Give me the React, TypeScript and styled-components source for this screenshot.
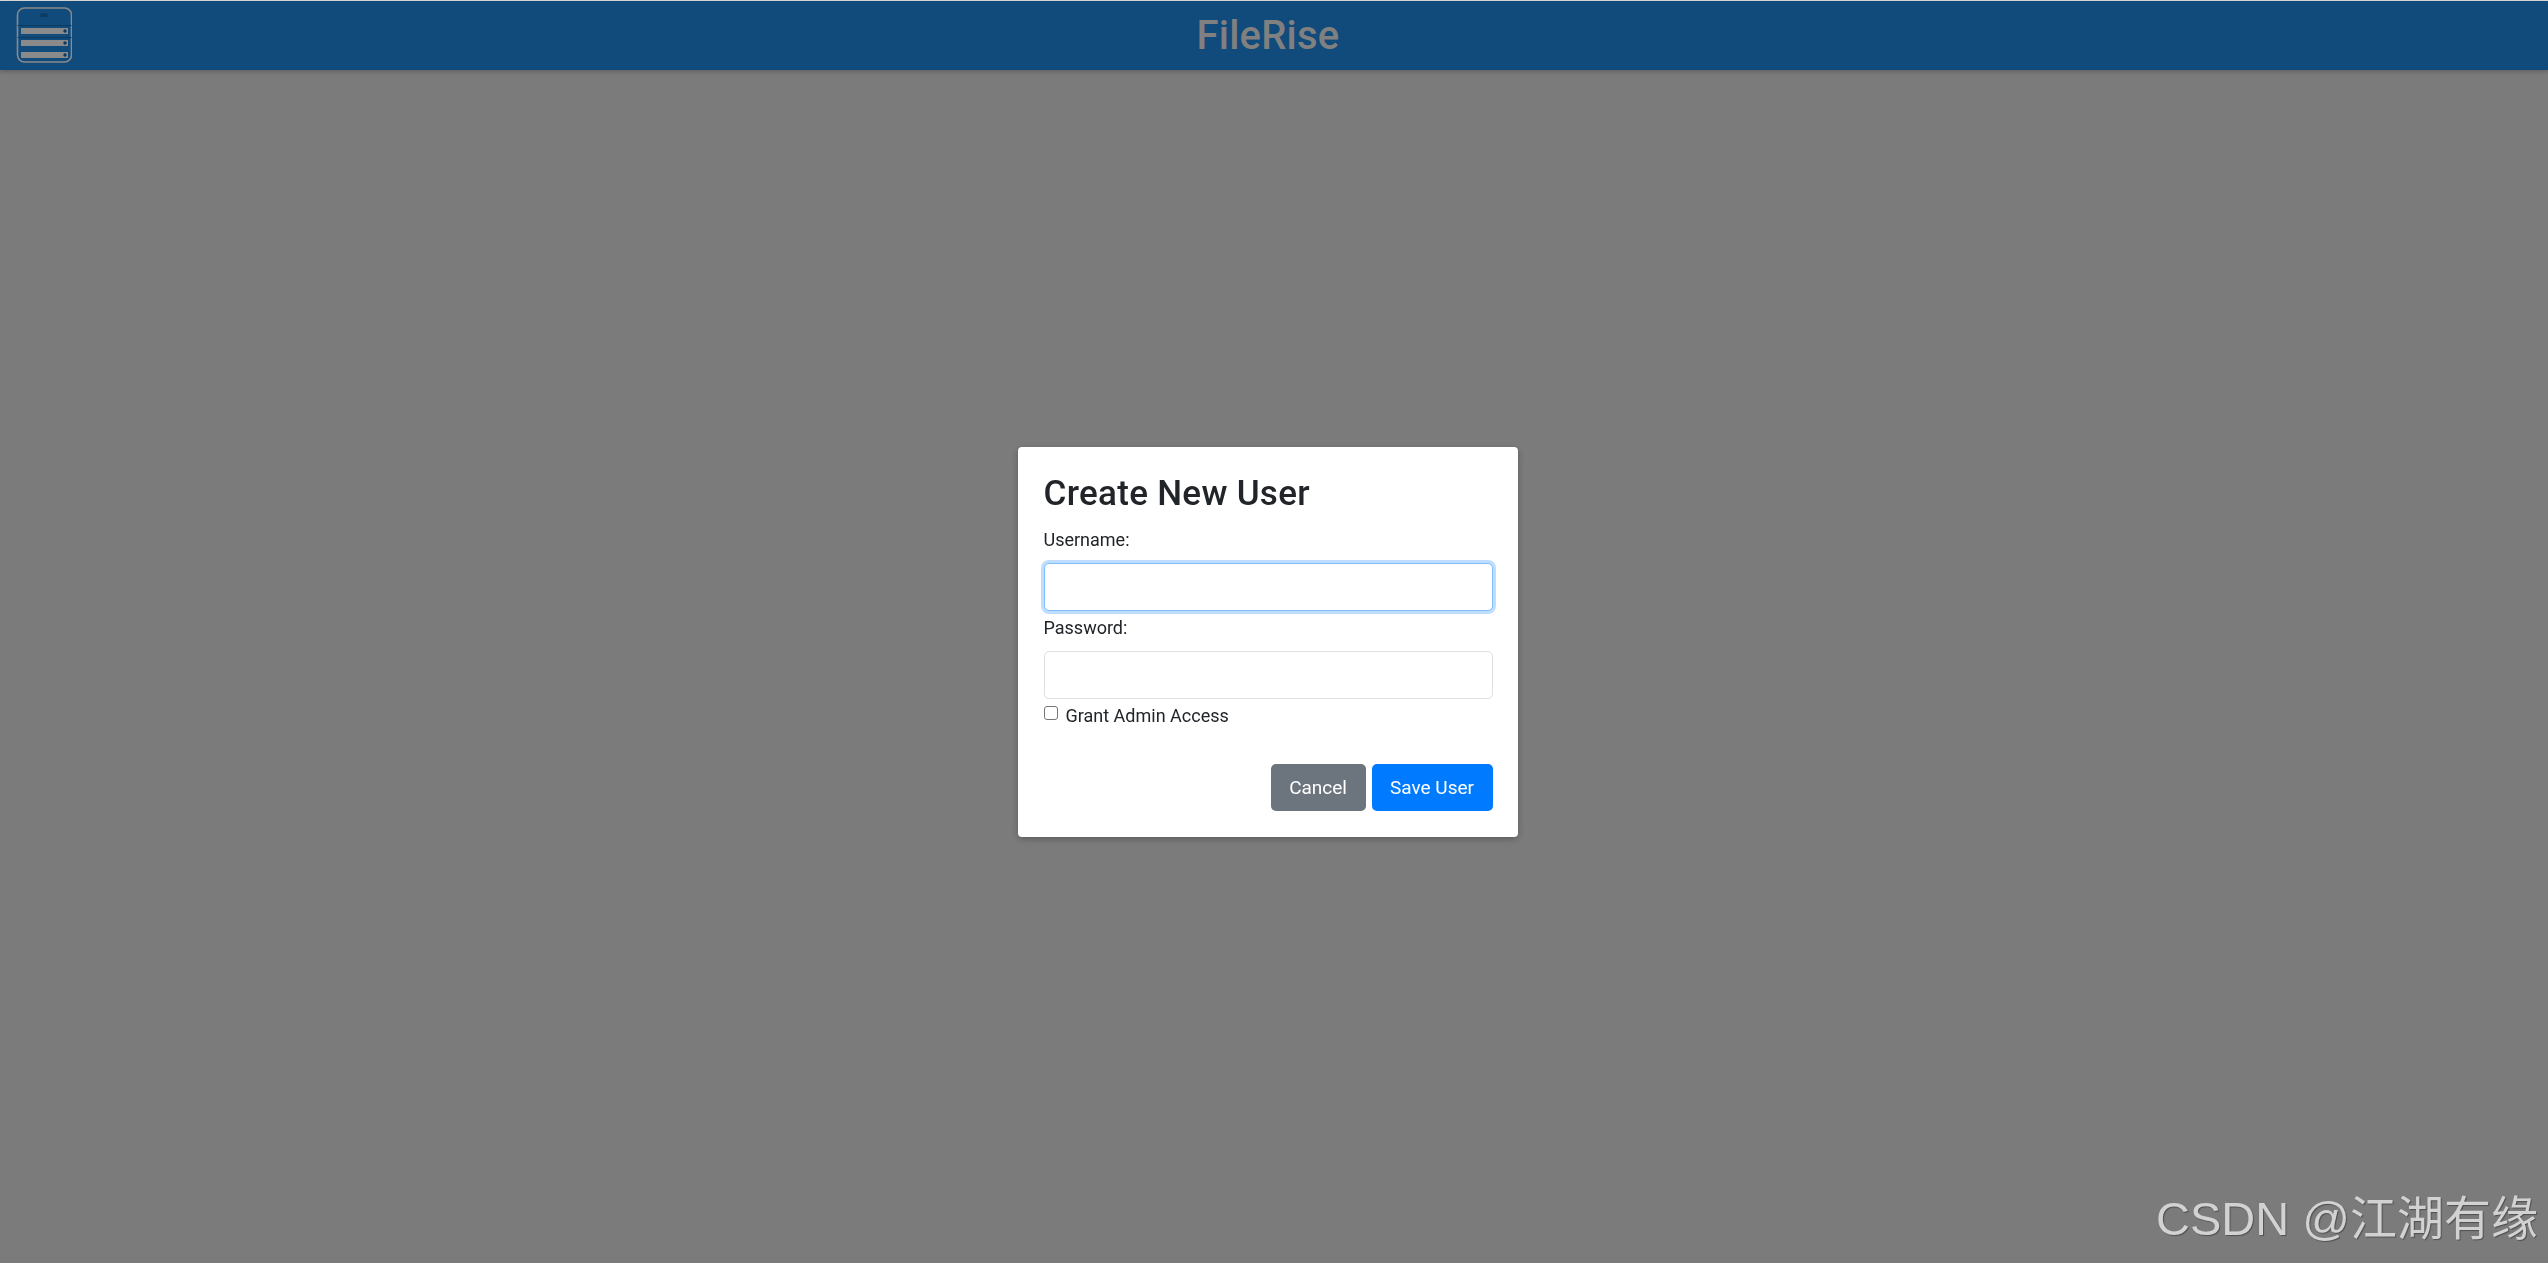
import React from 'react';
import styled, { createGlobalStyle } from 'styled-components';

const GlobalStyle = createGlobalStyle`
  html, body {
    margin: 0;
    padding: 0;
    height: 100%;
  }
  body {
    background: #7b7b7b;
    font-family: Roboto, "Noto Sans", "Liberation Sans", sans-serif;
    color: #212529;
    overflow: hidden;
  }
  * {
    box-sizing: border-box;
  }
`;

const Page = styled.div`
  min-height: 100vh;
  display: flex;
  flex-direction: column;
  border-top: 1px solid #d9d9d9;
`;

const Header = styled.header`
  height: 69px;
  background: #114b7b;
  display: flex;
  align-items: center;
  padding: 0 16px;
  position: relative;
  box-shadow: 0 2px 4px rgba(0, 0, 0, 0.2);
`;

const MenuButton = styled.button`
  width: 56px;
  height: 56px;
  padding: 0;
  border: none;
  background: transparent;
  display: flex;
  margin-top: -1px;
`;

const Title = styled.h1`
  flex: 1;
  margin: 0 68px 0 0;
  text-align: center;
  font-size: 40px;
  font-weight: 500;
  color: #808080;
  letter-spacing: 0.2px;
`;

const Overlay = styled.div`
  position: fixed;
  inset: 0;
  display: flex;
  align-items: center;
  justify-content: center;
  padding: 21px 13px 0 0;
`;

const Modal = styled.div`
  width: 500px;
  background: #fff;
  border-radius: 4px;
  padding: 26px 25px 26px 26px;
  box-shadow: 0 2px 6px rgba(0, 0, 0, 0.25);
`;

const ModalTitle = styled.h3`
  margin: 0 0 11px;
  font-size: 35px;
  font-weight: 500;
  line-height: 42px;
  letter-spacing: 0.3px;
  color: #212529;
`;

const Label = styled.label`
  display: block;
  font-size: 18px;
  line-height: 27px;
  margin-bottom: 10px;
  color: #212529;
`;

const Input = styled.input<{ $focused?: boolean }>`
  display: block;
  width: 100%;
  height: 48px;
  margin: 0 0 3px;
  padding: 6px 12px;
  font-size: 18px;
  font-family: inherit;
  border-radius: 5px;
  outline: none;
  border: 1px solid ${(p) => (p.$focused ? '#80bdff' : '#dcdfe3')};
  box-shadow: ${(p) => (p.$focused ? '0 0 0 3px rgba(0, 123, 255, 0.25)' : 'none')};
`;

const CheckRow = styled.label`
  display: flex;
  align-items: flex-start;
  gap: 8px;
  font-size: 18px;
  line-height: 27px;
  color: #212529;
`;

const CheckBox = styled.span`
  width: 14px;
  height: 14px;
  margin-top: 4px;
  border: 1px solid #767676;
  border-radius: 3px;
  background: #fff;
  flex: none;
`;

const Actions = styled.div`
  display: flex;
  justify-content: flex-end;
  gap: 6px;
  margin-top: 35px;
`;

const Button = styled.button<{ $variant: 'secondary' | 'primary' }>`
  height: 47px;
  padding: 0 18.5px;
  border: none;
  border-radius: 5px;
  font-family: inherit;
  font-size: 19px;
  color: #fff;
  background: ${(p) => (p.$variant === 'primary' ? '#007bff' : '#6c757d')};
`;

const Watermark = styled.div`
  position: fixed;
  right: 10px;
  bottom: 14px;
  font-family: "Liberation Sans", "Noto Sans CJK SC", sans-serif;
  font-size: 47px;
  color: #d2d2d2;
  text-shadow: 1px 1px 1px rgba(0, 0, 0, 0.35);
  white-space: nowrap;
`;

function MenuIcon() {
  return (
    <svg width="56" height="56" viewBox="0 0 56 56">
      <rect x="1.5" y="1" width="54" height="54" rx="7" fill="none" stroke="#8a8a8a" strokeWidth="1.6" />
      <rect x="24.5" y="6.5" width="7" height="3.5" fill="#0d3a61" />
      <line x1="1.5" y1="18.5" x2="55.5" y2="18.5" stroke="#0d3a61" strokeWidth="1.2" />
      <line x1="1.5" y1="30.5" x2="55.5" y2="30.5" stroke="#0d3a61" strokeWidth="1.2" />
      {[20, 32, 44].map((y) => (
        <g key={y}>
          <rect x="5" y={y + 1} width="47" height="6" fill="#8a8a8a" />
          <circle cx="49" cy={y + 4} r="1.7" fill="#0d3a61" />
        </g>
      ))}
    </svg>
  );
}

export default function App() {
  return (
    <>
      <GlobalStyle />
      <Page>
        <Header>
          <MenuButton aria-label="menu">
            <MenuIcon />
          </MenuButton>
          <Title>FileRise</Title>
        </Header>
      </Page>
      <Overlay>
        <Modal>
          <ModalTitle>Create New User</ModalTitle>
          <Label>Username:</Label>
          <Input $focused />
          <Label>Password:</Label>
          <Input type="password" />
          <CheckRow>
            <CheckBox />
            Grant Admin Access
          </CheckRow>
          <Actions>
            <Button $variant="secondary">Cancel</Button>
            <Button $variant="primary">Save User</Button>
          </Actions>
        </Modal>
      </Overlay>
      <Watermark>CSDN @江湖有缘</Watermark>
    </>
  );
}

[Exercise aim]: From the material above, reproduce everything verbatim except the pictures.

[Right answer]:
Give me the React, TypeScript and styled-components source for this screenshot.
import React from 'react';
import styled, { createGlobalStyle } from 'styled-components';

const GlobalStyle = createGlobalStyle`
  html, body {
    margin: 0;
    padding: 0;
    height: 100%;
  }
  body {
    background: #7b7b7b;
    font-family: Roboto, "Noto Sans", "Liberation Sans", sans-serif;
    color: #212529;
    overflow: hidden;
  }
  * {
    box-sizing: border-box;
  }
`;

const Page = styled.div`
  min-height: 100vh;
  display: flex;
  flex-direction: column;
  border-top: 1px solid #d9d9d9;
`;

const Header = styled.header`
  height: 69px;
  background: #114b7b;
  display: flex;
  align-items: center;
  padding: 0 16px;
  position: relative;
  box-shadow: 0 2px 4px rgba(0, 0, 0, 0.2);
`;

const MenuButton = styled.button`
  width: 56px;
  height: 56px;
  padding: 0;
  border: none;
  background: transparent;
  display: flex;
  margin-top: -1px;
`;

const Title = styled.h1`
  flex: 1;
  margin: 0 68px 0 0;
  text-align: center;
  font-size: 40px;
  font-weight: 500;
  color: #808080;
  letter-spacing: 0.2px;
`;

const Overlay = styled.div`
  position: fixed;
  inset: 0;
  display: flex;
  align-items: center;
  justify-content: center;
  padding: 21px 13px 0 0;
`;

const Modal = styled.div`
  width: 500px;
  background: #fff;
  border-radius: 4px;
  padding: 26px 25px 26px 26px;
  box-shadow: 0 2px 6px rgba(0, 0, 0, 0.25);
`;

const ModalTitle = styled.h3`
  margin: 0 0 11px;
  font-size: 35px;
  font-weight: 500;
  line-height: 42px;
  letter-spacing: 0.3px;
  color: #212529;
`;

const Label = styled.label`
  display: block;
  font-size: 18px;
  line-height: 27px;
  margin-bottom: 10px;
  color: #212529;
`;

const Input = styled.input<{ $focused?: boolean }>`
  display: block;
  width: 100%;
  height: 48px;
  margin: 0 0 3px;
  padding: 6px 12px;
  font-size: 18px;
  font-family: inherit;
  border-radius: 5px;
  outline: none;
  border: 1px solid ${(p) => (p.$focused ? '#80bdff' : '#dcdfe3')};
  box-shadow: ${(p) => (p.$focused ? '0 0 0 3px rgba(0, 123, 255, 0.25)' : 'none')};
`;

const CheckRow = styled.label`
  display: flex;
  align-items: flex-start;
  gap: 8px;
  font-size: 18px;
  line-height: 27px;
  color: #212529;
`;

const CheckBox = styled.span`
  width: 14px;
  height: 14px;
  margin-top: 4px;
  border: 1px solid #767676;
  border-radius: 3px;
  background: #fff;
  flex: none;
`;

const Actions = styled.div`
  display: flex;
  justify-content: flex-end;
  gap: 6px;
  margin-top: 35px;
`;

const Button = styled.button<{ $variant: 'secondary' | 'primary' }>`
  height: 47px;
  padding: 0 18.5px;
  border: none;
  border-radius: 5px;
  font-family: inherit;
  font-size: 19px;
  color: #fff;
  background: ${(p) => (p.$variant === 'primary' ? '#007bff' : '#6c757d')};
`;

const Watermark = styled.div`
  position: fixed;
  right: 10px;
  bottom: 14px;
  font-family: "Liberation Sans", "Noto Sans CJK SC", sans-serif;
  font-size: 47px;
  color: #d2d2d2;
  text-shadow: 1px 1px 1px rgba(0, 0, 0, 0.35);
  white-space: nowrap;
`;

function MenuIcon() {
  return (
    <svg width="56" height="56" viewBox="0 0 56 56">
      <rect x="1.5" y="1" width="54" height="54" rx="7" fill="none" stroke="#8a8a8a" strokeWidth="1.6" />
      <rect x="24.5" y="6.5" width="7" height="3.5" fill="#0d3a61" />
      <line x1="1.5" y1="18.5" x2="55.5" y2="18.5" stroke="#0d3a61" strokeWidth="1.2" />
      <line x1="1.5" y1="30.5" x2="55.5" y2="30.5" stroke="#0d3a61" strokeWidth="1.2" />
      {[20, 32, 44].map((y) => (
        <g key={y}>
          <rect x="5" y={y + 1} width="47" height="6" fill="#8a8a8a" />
          <circle cx="49" cy={y + 4} r="1.7" fill="#0d3a61" />
        </g>
      ))}
    </svg>
  );
}

export default function App() {
  return (
    <>
      <GlobalStyle />
      <Page>
        <Header>
          <MenuButton aria-label="menu">
            <MenuIcon />
          </MenuButton>
          <Title>FileRise</Title>
        </Header>
      </Page>
      <Overlay>
        <Modal>
          <ModalTitle>Create New User</ModalTitle>
          <Label>Username:</Label>
          <Input $focused />
          <Label>Password:</Label>
          <Input type="password" />
          <CheckRow>
            <CheckBox />
            Grant Admin Access
          </CheckRow>
          <Actions>
            <Button $variant="secondary">Cancel</Button>
            <Button $variant="primary">Save User</Button>
          </Actions>
        </Modal>
      </Overlay>
      <Watermark>CSDN @江湖有缘</Watermark>
    </>
  );
}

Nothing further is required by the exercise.